▶ _Task to complete_
Skip the pictures. Copy all the rest of the records down exactly.

(Pages as source code)
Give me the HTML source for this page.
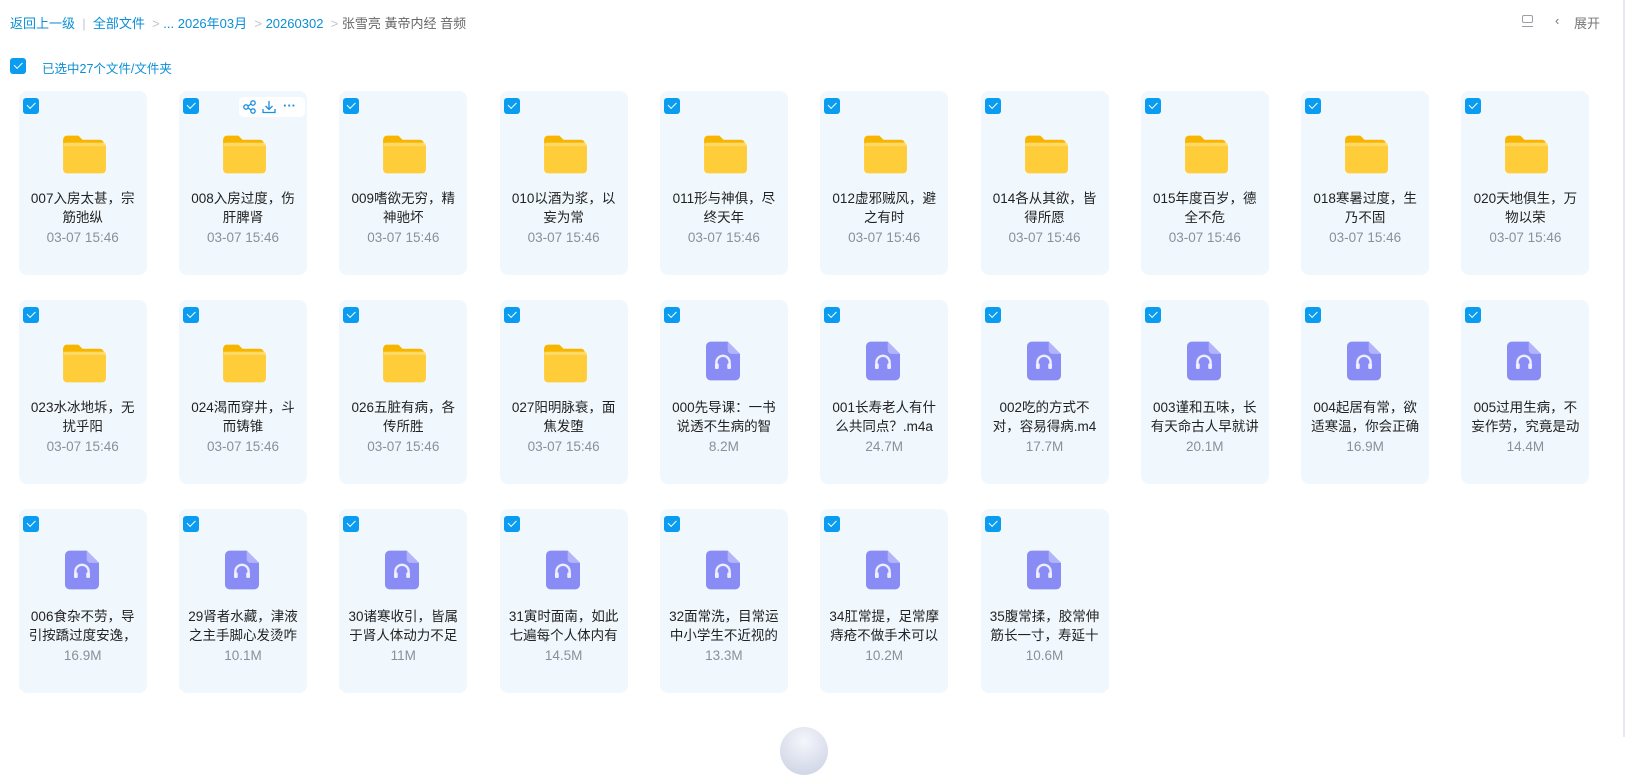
<!DOCTYPE html>
<html><head><meta charset="utf-8"><style>
*{margin:0;padding:0;box-sizing:border-box}
body{width:1626px;height:737px;background:#fff;font-family:"Liberation Sans","Noto Sans CJK SC",sans-serif;position:relative;overflow:hidden}
.bc{position:absolute;top:13px;left:10px;font-size:13px;color:#0a8fd6;white-space:nowrap}
.g{color:#c0c4cc}.d{color:#666}
.cb{position:absolute;width:16px;height:16px;border-radius:3px;background:#0a9cf0}
.cb:after{content:"";position:absolute;left:4px;top:4px;width:7px;height:3.5px;border-left:1.6px solid #fff;border-bottom:1.6px solid #fff;transform:rotate(-45deg)}
.card{position:absolute;width:128px;height:184px;background:#f0f8fe;border-radius:8px}
.card .cb{left:4px;top:7px}
.nm{position:absolute;top:98px;left:9px;right:9px;text-align:center;font-size:13.5px;line-height:19px;color:#222;height:38px;overflow:hidden;word-break:break-all}
.dt{position:absolute;top:139px;left:0;right:0;text-align:center;font-size:13.5px;color:#8a8f99}
.ic{position:absolute;left:41px;top:42px}
</style></head><body>
<div class="bc">返回上一级 <span class="g">&nbsp;|&nbsp;</span> 全部文件 <span class="g">&nbsp;&gt;</span> ... 2026年03月 <span class="g">&nbsp;&gt;</span> 20260302 <span class="g">&nbsp;&gt;</span> <span class="d">张雪亮 黃帝内经 音频</span></div>
<div style="position:absolute;top:15px;left:1522px;width:13px;height:14px">
<div style="width:11px;height:8px;border:1.3px solid #9a9ea6;border-radius:2px"></div><div style="width:11px;height:1.3px;background:#9a9ea6;margin-top:3px"></div></div>
<div style="position:absolute;top:13px;left:1555px;font-size:13px;color:#777">‹</div>
<div style="position:absolute;top:13px;left:1574px;font-size:13px;color:#777">展开</div>
<div style="position:absolute;top:0;left:1623px;width:2px;height:737px;background:#e6e8f5"></div>
<div class="cb" style="left:10px;top:58px"></div>
<div style="position:absolute;left:42px;top:58px;font-size:12.5px;color:#0a8fd6">已选中27个文件/文件夹</div>
<div id="g"></div>
<div style="position:absolute;left:780px;top:727px;width:48px;height:48px;border-radius:50%;background:radial-gradient(circle at 50% 30%,#f4f6fb,#c9cfe2)"></div>
<script>
var F='<svg class="ic" width="47" height="42" viewBox="0 0 46 40"><path d="M3 6a4 4 0 0 1 4-4h11l4 4h17a4 4 0 0 1 4 4v4H3z" fill="#f7b500"/><rect x="3" y="9" width="42" height="30" rx="4" fill="#ffcd3a"/><rect x="3" y="9" width="42" height="3" fill="#ffe38a" opacity=".6"/></svg>';
var A='<svg class="ic" style="left:46px;top:40px" width="34" height="42" viewBox="0 0 36 41"><path d="M5 0h18l13 13v23a5 5 0 0 1-5 5H5a5 5 0 0 1-5-5V5a5 5 0 0 1 5-5z" fill="#8a8cf5"/><path d="M23 0l13 13h-9a4 4 0 0 1-4-4z" fill="#b3b5fb"/><path d="M11 27v-5a7 7 0 0 1 14 0v5" stroke="#eef" stroke-width="2.5" fill="none"/><rect x="9.5" y="23" width="4" height="6" rx="1.5" fill="#eef"/><rect x="22.5" y="23" width="4" height="6" rx="1.5" fill="#eef"/></svg>';
var T='<div style="position:absolute;left:60px;top:6px;width:66px;height:20px;background:#fff;border-radius:5px"><svg width="66" height="20" viewBox="0 0 66 20" fill="none" stroke="#1a8fe0" stroke-width="1.3"><circle cx="7" cy="10" r="2.2"/><circle cx="14" cy="6" r="2.2"/><circle cx="14" cy="14" r="2.2"/><path d="M9 9l3-2M9 11l3 2"/><path d="M30 4v8M26.5 9l3.5 3.5 3.5-3.5M24 12v3.5h12V12"/></svg><div style="position:absolute;left:44px;top:1px;font-size:13px;color:#1a8fe0;font-weight:bold">···</div></div>';
var d=[
['F','007入房太甚，宗筋弛纵','03-07 15:46'],['F','008入房过度，伤肝脾肾','03-07 15:46'],['F','009嗜欲无穷，精神驰坏','03-07 15:46'],['F','010以酒为浆，以妄为常','03-07 15:46'],['F','011形与神俱，尽终天年','03-07 15:46'],['F','012虚邪贼风，避之有时','03-07 15:46'],['F','014各从其欲，皆得所愿','03-07 15:46'],['F','015年度百岁，德全不危','03-07 15:46'],['F','018寒暑过度，生乃不固','03-07 15:46'],['F','020天地俱生，万物以荣','03-07 15:46'],
['F','023水冰地坼，无扰乎阳','03-07 15:46'],['F','024渴而穿井，斗而铸锥','03-07 15:46'],['F','026五脏有病，各传所胜','03-07 15:46'],['F','027阳明脉衰，面焦发堕','03-07 15:46'],['A','000先导课：一书说透不生病的智','8.2M'],['A','001长寿老人有什么共同点？.m4a','24.7M'],['A','002吃的方式不对，容易得病.m4a','17.7M'],['A','003谨和五味，长有天命古人早就讲','20.1M'],['A','004起居有常，欲适寒温，你会正确','16.9M'],['A','005过用生病，不妄作劳，究竟是动','14.4M'],
['A','006食杂不劳，导引按蹻过度安逸，','16.9M'],['A','29肾者水藏，津液之主手脚心发烫咋','10.1M'],['A','30诸寒收引，皆属于肾人体动力不足','11M'],['A','31寅时面南，如此七遍每个人体内有','14.5M'],['A','32面常洗，目常运中小学生不近视的','13.3M'],['A','34肛常提，足常摩痔疮不做手术可以','10.2M'],['A','35腹常揉，胶常伸筋长一寸，寿延十','10.6M']];
var h='';
d.forEach(function(e,i){var c=i%10,r=Math.floor(i/10);var x=18.7+c*160.3,y=91+r*209;
h+='<div class="card" style="left:'+x+'px;top:'+y+'px"><div class="cb"></div>'+(e[0]=='F'?F:A)+'<div class="nm">'+e[1]+'</div><div class="dt">'+e[2]+'</div>'+(i==1?T:'')+'</div>';});
document.getElementById('g').innerHTML=h;
</script>
</body></html>
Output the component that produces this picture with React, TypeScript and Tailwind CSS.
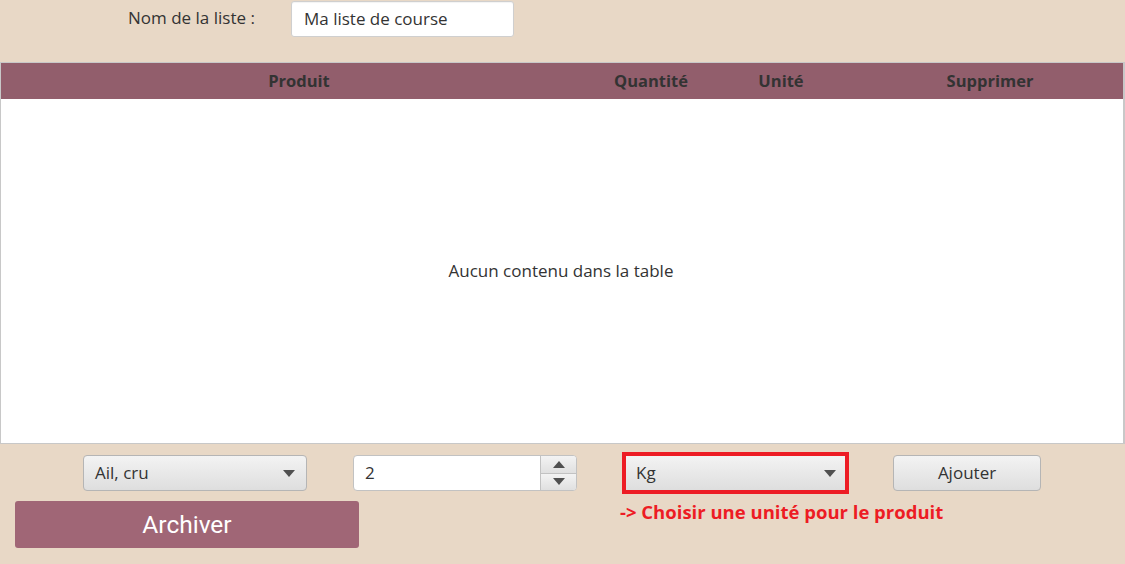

▶ _Written reply_
Give me the HTML source for this page.
<!DOCTYPE html>
<html><head><meta charset="utf-8"><style>
*{margin:0;padding:0;box-sizing:border-box}
body{width:1626px;height:737px;background:#fff;font-family:"Liberation Sans","Noto Sans CJK SC",sans-serif;position:relative;overflow:hidden}
.bc{position:absolute;top:13px;left:10px;font-size:13px;color:#0a8fd6;white-space:nowrap}
.g{color:#c0c4cc}.d{color:#666}
.cb{position:absolute;width:16px;height:16px;border-radius:3px;background:#0a9cf0}
.cb:after{content:"";position:absolute;left:4px;top:4px;width:7px;height:3.5px;border-left:1.6px solid #fff;border-bottom:1.6px solid #fff;transform:rotate(-45deg)}
.card{position:absolute;width:128px;height:184px;background:#f0f8fe;border-radius:8px}
.card .cb{left:4px;top:7px}
.nm{position:absolute;top:98px;left:9px;right:9px;text-align:center;font-size:13.5px;line-height:19px;color:#222;height:38px;overflow:hidden;word-break:break-all}
.dt{position:absolute;top:139px;left:0;right:0;text-align:center;font-size:13.5px;color:#8a8f99}
.ic{position:absolute;left:41px;top:42px}
</style></head><body>
<div class="bc">返回上一级 <span class="g">&nbsp;|&nbsp;</span> 全部文件 <span class="g">&nbsp;&gt;</span> ... 2026年03月 <span class="g">&nbsp;&gt;</span> 20260302 <span class="g">&nbsp;&gt;</span> <span class="d">张雪亮 黃帝内经 音频</span></div>
<div style="position:absolute;top:15px;left:1522px;width:13px;height:14px">
<div style="width:11px;height:8px;border:1.3px solid #9a9ea6;border-radius:2px"></div><div style="width:11px;height:1.3px;background:#9a9ea6;margin-top:3px"></div></div>
<div style="position:absolute;top:13px;left:1555px;font-size:13px;color:#777">‹</div>
<div style="position:absolute;top:13px;left:1574px;font-size:13px;color:#777">展开</div>
<div style="position:absolute;top:0;left:1623px;width:2px;height:737px;background:#e6e8f5"></div>
<div class="cb" style="left:10px;top:58px"></div>
<div style="position:absolute;left:42px;top:58px;font-size:12.5px;color:#0a8fd6">已选中27个文件/文件夹</div>
<div id="g"></div>
<div style="position:absolute;left:780px;top:727px;width:48px;height:48px;border-radius:50%;background:radial-gradient(circle at 50% 30%,#f4f6fb,#c9cfe2)"></div>
<script>
var F='<svg class="ic" width="47" height="42" viewBox="0 0 46 40"><path d="M3 6a4 4 0 0 1 4-4h11l4 4h17a4 4 0 0 1 4 4v4H3z" fill="#f7b500"/><rect x="3" y="9" width="42" height="30" rx="4" fill="#ffcd3a"/><rect x="3" y="9" width="42" height="3" fill="#ffe38a" opacity=".6"/></svg>';
var A='<svg class="ic" style="left:46px;top:40px" width="34" height="42" viewBox="0 0 36 41"><path d="M5 0h18l13 13v23a5 5 0 0 1-5 5H5a5 5 0 0 1-5-5V5a5 5 0 0 1 5-5z" fill="#8a8cf5"/><path d="M23 0l13 13h-9a4 4 0 0 1-4-4z" fill="#b3b5fb"/><path d="M11 27v-5a7 7 0 0 1 14 0v5" stroke="#eef" stroke-width="2.5" fill="none"/><rect x="9.5" y="23" width="4" height="6" rx="1.5" fill="#eef"/><rect x="22.5" y="23" width="4" height="6" rx="1.5" fill="#eef"/></svg>';
var T='<div style="position:absolute;left:60px;top:6px;width:66px;height:20px;background:#fff;border-radius:5px"><svg width="66" height="20" viewBox="0 0 66 20" fill="none" stroke="#1a8fe0" stroke-width="1.3"><circle cx="7" cy="10" r="2.2"/><circle cx="14" cy="6" r="2.2"/><circle cx="14" cy="14" r="2.2"/><path d="M9 9l3-2M9 11l3 2"/><path d="M30 4v8M26.5 9l3.5 3.5 3.5-3.5M24 12v3.5h12V12"/></svg><div style="position:absolute;left:44px;top:1px;font-size:13px;color:#1a8fe0;font-weight:bold">···</div></div>';
var d=[
['F','007入房太甚，宗筋弛纵','03-07 15:46'],['F','008入房过度，伤肝脾肾','03-07 15:46'],['F','009嗜欲无穷，精神驰坏','03-07 15:46'],['F','010以酒为浆，以妄为常','03-07 15:46'],['F','011形与神俱，尽终天年','03-07 15:46'],['F','012虚邪贼风，避之有时','03-07 15:46'],['F','014各从其欲，皆得所愿','03-07 15:46'],['F','015年度百岁，德全不危','03-07 15:46'],['F','018寒暑过度，生乃不固','03-07 15:46'],['F','020天地俱生，万物以荣','03-07 15:46'],
['F','023水冰地坼，无扰乎阳','03-07 15:46'],['F','024渴而穿井，斗而铸锥','03-07 15:46'],['F','026五脏有病，各传所胜','03-07 15:46'],['F','027阳明脉衰，面焦发堕','03-07 15:46'],['A','000先导课：一书说透不生病的智','8.2M'],['A','001长寿老人有什么共同点？.m4a','24.7M'],['A','002吃的方式不对，容易得病.m4a','17.7M'],['A','003谨和五味，长有天命古人早就讲','20.1M'],['A','004起居有常，欲适寒温，你会正确','16.9M'],['A','005过用生病，不妄作劳，究竟是动','14.4M'],
['A','006食杂不劳，导引按蹻过度安逸，','16.9M'],['A','29肾者水藏，津液之主手脚心发烫咋','10.1M'],['A','30诸寒收引，皆属于肾人体动力不足','11M'],['A','31寅时面南，如此七遍每个人体内有','14.5M'],['A','32面常洗，目常运中小学生不近视的','13.3M'],['A','34肛常提，足常摩痔疮不做手术可以','10.2M'],['A','35腹常揉，胶常伸筋长一寸，寿延十','10.6M']];
var h='';
d.forEach(function(e,i){var c=i%10,r=Math.floor(i/10);var x=18.7+c*160.3,y=91+r*209;
h+='<div class="card" style="left:'+x+'px;top:'+y+'px"><div class="cb"></div>'+(e[0]=='F'?F:A)+'<div class="nm">'+e[1]+'</div><div class="dt">'+e[2]+'</div>'+(i==1?T:'')+'</div>';});
document.getElementById('g').innerHTML=h;
</script>
</body></html>
Output the component that produces this picture with React, TypeScript and Tailwind CSS.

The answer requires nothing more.